By integrating the security of the SD-WAN into the core of the overall security architecture, organisations can develop policy-based controls (to complement policy-based networking and application performance controls) that specifically monitor data traffic and integrate an organisation-wide detection response model that effectively provides another layer of protection against
An SD-WAN is inherently a network that can flex, grow and move to accommodate the application, user and location needs of a given organisation. In a similar vein, it makes sense to multiple vendors providing security for users and applications, within that SD-WAN environment, as security needs similarly evolve. Having different vendors integrated into the overall SD-WAN environment makes it easier and faster to migrate to other security solutions as threats appear and evolve.
Often, SD-WAN technologies are "tied" to single security architecture and vendor that limits this ability to deploy a blended security architecture and may diminish the level of protection provided to the organisation. Furthermore, it just makes sense to have network-centric security, application security appliances or applications. In addition to endpoint security to ensure that all end-user environments are given the maximum chance of being covered – a blended vendor approach provides a better and more comprehensive level of security. A more cautious approach to security is always the best policy.

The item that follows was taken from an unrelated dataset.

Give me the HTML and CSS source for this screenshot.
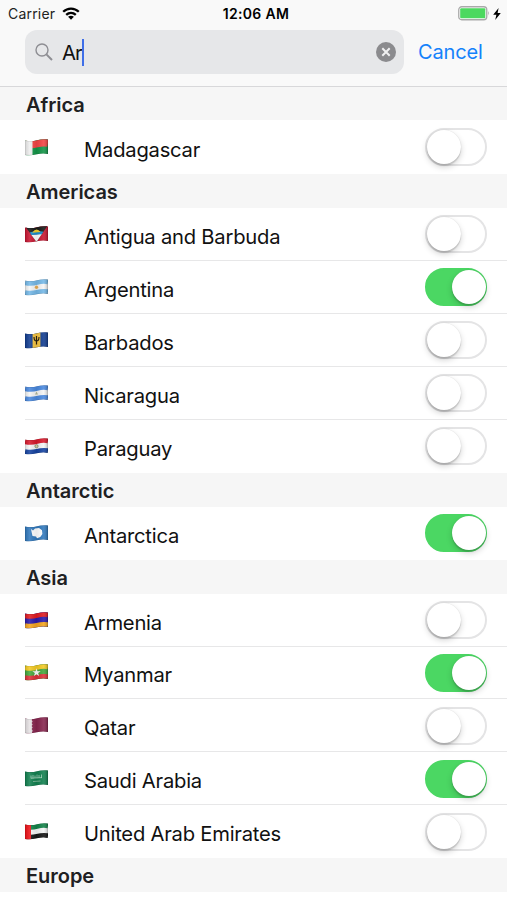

SD-WAN means a fundamental re-think on how network traffic is both routed and protected. In a more traditional WAN, all network traffic is typically backhauled to the Enterprise Data centre. It is scanned and processed by the legacy firewall to detect and respond to any security issues. Or there may be an array of branch or "edge" security devices trying to perform similar security checks. This can often lead to an increase in bandwidth or network costs, unpredictable application performance and an overall network "toll" that can degrade the user experience's performance.
In an SD-WAN environment where the Internet is the network, organisations need to take extra care with their workloads since the Internet provides a broader attack vector. In short, this means that using a single legacy firewall just isn't going to do the job as the number of user, applications, processes, and threats will likely overwhelm a legacy firewall infrastructure. It makes more sense to hand off the task of threat detection and mitigation to the cloud – the power of aggregated computing to solve this issue.
Integrating network and application security at each edge of the network – either at the user or branch level – coupled with clear and uniform policies and procedures that are both application and network hardware.
This enables your organisation to implement a consistently manageable threat detection regime to mitigate risks, whilst not relying on the old and often "legacy" firewall infrastructure used for the older-WAN infrastructure – new network architectures need a new approach to security.
It is quite common for organisations to have their SD-WAN appliance deployed in a way that effectively bypasses their firewall infrastructure. They either deploy the appliance behind the Firewall or remove the Firewall altogether when testing or troubleshooting. In this scenario, the organisation has minimal security in place and leaves them wide open to malware attacks or breaches that could be more serious.
Placing the SD-WAN appliance in front of the Firewall infrastructure can handle inbound network connections, whilst the Firewall can continue to be responsible for internal network protection. And when you make a change to the network or deploy a new application to users, check that this simple policy hasn't been breached or changed in a way that leaves the organisation at risk.
New security technologies are emerging that combine unified threat management, with next-generation firewalls now offer SD-WAN capabilities, e.g. intelligent application or path routing. These capabilities take-care of the issues associated with the incorrect placement of the SD-WAN device and help reduce the management overhead costs associated with maintaining multiple appliances.
A few simple procedures will help provide an added level of security for an SD-WAN infrastructure, all of which are relatively straightforward to understand. With SD-WAN presenting a new level of opportunity for organisations that deploy them, comes a change in the type and magnitude of the security threats they need to accommodate.
Careful planning, diligent monitoring and predictably good service deployment can reduce the risks to users and organisations that use the SD-WAN infrastructure.